Work instructions:
Gather each line containing the string "this" from these entries.

+ + + + + + +

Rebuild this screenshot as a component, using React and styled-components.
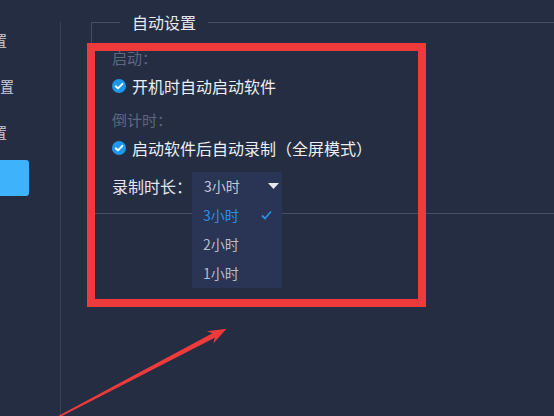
import React from "react";
import styled, { createGlobalStyle } from "styled-components";

const Global = createGlobalStyle`
  html, body {
    margin: 0;
    padding: 0;
    background: #252d43;
    overflow: hidden;
  }
  body {
    font-family: "Noto Sans CJK SC", "Noto Sans", sans-serif;
  }
`;

const Root = styled.div`
  position: relative;
  display: flex;
  width: 554px;
  height: 416px;
  overflow: hidden;
  background: #252d43;
`;

const Sidebar = styled.nav`
  flex: none;
  width: 162px;
  margin-left: -102px;
  padding-top: 22px;
  display: flex;
  flex-direction: column;
  align-items: center;
  gap: 10px;
  box-sizing: border-box;
`;

const NavItem = styled.div`
  width: 100px;
  height: 36px;
  border-radius: 3px;
  display: flex;
  align-items: center;
  justify-content: center;
  font-size: 14px;
  line-height: 20px;
  white-space: nowrap;
  color: ${(p) => (p.$active ? "#ffffff" : "#c9cdd6")};
  background: ${(p) => (p.$active ? "#3eb2fb" : "transparent")};
`;

const Divider = styled.div`
  flex: none;
  width: 1px;
  margin-top: 22px;
  background: #384259;
`;

const Main = styled.main`
  flex: 1;
  min-width: 0;
  padding-left: 30px;
`;

const Fieldset = styled.fieldset`
  margin: 10px 0 0 0;
  padding: 14px 0 13px 20px;
  min-width: 0;
  border: 1px solid #464f69;
  border-right: none;
  display: flex;
  flex-direction: column;
  gap: 12px;
`;

const Legend = styled.legend`
  margin-left: 8px;
  padding: 0 12px;
  font-size: 16px;
  line-height: 24px;
  color: #e6e8ee;
`;

const Section = styled.div`
  display: flex;
  flex-direction: column;
  gap: 6px;
`;

const Label = styled.div`
  font-size: 15px;
  line-height: 20px;
  color: #5d6680;
`;

const CheckRow = styled.label`
  display: flex;
  align-items: center;
  gap: 6px;
  font-size: 16px;
  line-height: 24px;
  color: #eceef3;
  white-space: nowrap;
`;

const Row = styled.div`
  display: flex;
  align-items: center;
  height: 28px;
`;

const RowLabel = styled.span`
  font-size: 16px;
  line-height: 24px;
  color: #e3e6ec;
  white-space: nowrap;
`;

const Select = styled.div`
  position: relative;
  width: 90px;
  height: 28px;
  box-sizing: border-box;
  padding: 0 3px 0 12px;
  background: #2a3454;
  display: flex;
  align-items: center;
  justify-content: space-between;
  font-size: 14px;
  line-height: 20px;
  color: #c3c7d1;
`;

const Menu = styled.ul`
  position: absolute;
  left: 0;
  top: 100%;
  width: 100%;
  margin: 0;
  padding: 0 0 1px;
  list-style: none;
  background: #2a3454;
  z-index: 2;
`;

const Option = styled.li`
  height: 29px;
  box-sizing: border-box;
  padding: 0 10px 0 11px;
  display: flex;
  align-items: center;
  justify-content: space-between;
  font-size: 14px;
  line-height: 20px;
  color: ${(p) => (p.$selected ? "#2b8fe2" : "#b7bcc8")};
`;

const RedFrame = styled.div`
  position: absolute;
  left: 87px;
  top: 43px;
  width: 339px;
  height: 264px;
  box-sizing: border-box;
  border: 8px solid #ef3a3b;
  pointer-events: none;
  z-index: 3;
`;

const Overlay = styled.svg`
  position: absolute;
  left: 0;
  top: 0;
  pointer-events: none;
  z-index: 3;
`;

const CheckIcon = () => (
  <svg width="14" height="14" viewBox="0 0 14 14">
    <circle cx="7" cy="7" r="7" fill="#1b98ea" />
    <path d="M3.7 7.3 L6 9.4 L10.4 4.8" fill="none" stroke="#fff" strokeWidth="1.9" strokeLinecap="round" strokeLinejoin="round" />
  </svg>
);

const Caret = () => (
  <svg width="11" height="6" viewBox="0 0 11 6">
    <polygon points="0,0 11,0 5.5,6" fill="#e6e8ee" />
  </svg>
);

const Tick = () => (
  <svg width="11" height="10" viewBox="0 0 11 10">
    <polyline points="1,5.5 4,8.5 10,1.5" fill="none" stroke="#2b8fe2" strokeWidth="1.8" strokeLinejoin="round" />
  </svg>
);

const navItems = [
  { text: "录制设置" },
  { text: "快捷键设置" },
  { text: "水印设置" },
  { text: "自动", active: true },
];

const options = ["3小时", "2小时", "1小时"];

export default function App() {
  return (
    <Root>
      <Global />
      <Sidebar>
        {navItems.map((n) => (
          <NavItem key={n.text} $active={n.active}>
            {n.text}
          </NavItem>
        ))}
      </Sidebar>
      <Divider />
      <Main>
        <Fieldset>
          <Legend>自动设置</Legend>
          <Section>
            <Label>启动：</Label>
            <CheckRow>
              <CheckIcon />
              开机时自动启动软件
            </CheckRow>
          </Section>
          <Section>
            <Label>倒计时：</Label>
            <CheckRow>
              <CheckIcon />
              启动软件后自动录制（全屏模式）
            </CheckRow>
          </Section>
          <Row>
            <RowLabel>录制时长：</RowLabel>
            <Select>
              <span>3小时</span>
              <Caret />
              <Menu>
                {options.map((o, i) => (
                  <Option key={o} $selected={i === 0}>
                    <span>{o}</span>
                    {i === 0 && <Tick />}
                  </Option>
                ))}
              </Menu>
            </Select>
          </Row>
        </Fieldset>
      </Main>
      <RedFrame />
      <Overlay width="554" height="416" viewBox="0 0 554 416">
        <polygon
          points="55.6,417.4 212.4,333.3 206.9,331.2 226.5,328.8 213.3,343.6 214.8,337.7 56.6,418.8"
          fill="#ef3a3b"
        />
      </Overlay>
    </Root>
  );
}
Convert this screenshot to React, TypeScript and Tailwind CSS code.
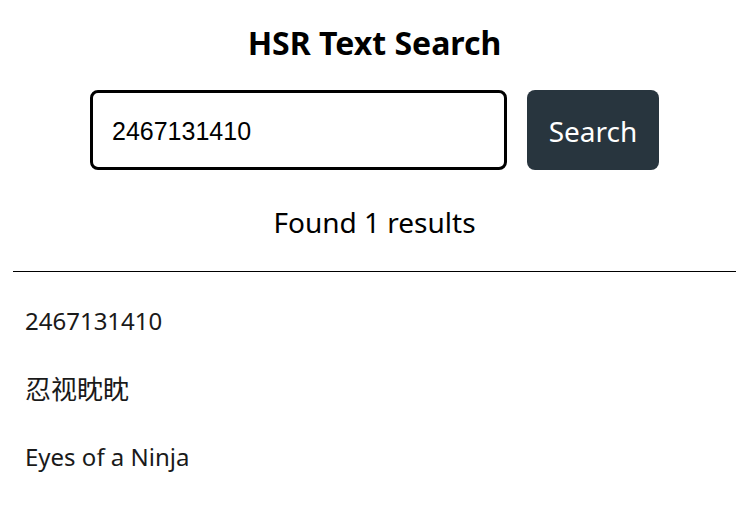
import { useState } from "react";

const results = ["2467131410", "忍视眈眈", "Eyes of a Ninja"];

const isCjk = (s: string) => /[\u4e00-\u9fff]/.test(s);

export default function App() {
  const [query, setQuery] = useState("2467131410");

  return (
    <div className="w-full overflow-hidden bg-white">
      <div
        className="w-[749px] text-black"
        style={{ fontFamily: '"Noto Sans", "Noto Sans CJK SC", sans-serif' }}
      >
        {/* Header */}
        <h1 className="mt-[23px] text-center text-[32px] font-bold leading-[40px]">
          HSR Text Search
        </h1>

        {/* Search form */}
        <form
          className="mt-[27px] flex justify-center gap-5"
          onSubmit={(e) => e.preventDefault()}
        >
          <input
            type="text"
            value={query}
            onChange={(e) => setQuery(e.target.value)}
            className="h-[80px] w-[417px] rounded-lg border-[3px] border-black bg-white pl-[19px] pt-[3px] text-[25px] text-black outline-none"
            style={{ fontFamily: '"Liberation Sans", Arial, sans-serif' }}
          />
          <button
            type="submit"
            className="h-[80px] w-[132px] rounded-lg bg-[#28353e] pt-[2px] text-[28px] text-white"
          >
            Search
          </button>
        </form>

        {/* Status */}
        <p className="mt-[34px] text-center text-[28px] leading-[36px]">
          Found 1 results
        </p>

        <hr className="mx-[13px] mt-[31px] border-t border-black" />

        {/* Results */}
        <div className="mt-[31px] flex flex-col gap-8 px-[25px] text-[24px] leading-[36px] text-[#1a1a1a]">
          {results.map((r, i) => (
            <p key={i} className={isCjk(r) ? "text-[26px]" : ""}>
              {r}
            </p>
          ))}
        </div>
      </div>
    </div>
  );
}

+ + + + + + +

Problem solution:
Rebuild this screenshot as a component, using React and styled-components.
Convert this screenshot to React, TypeScript and Tailwind CSS code.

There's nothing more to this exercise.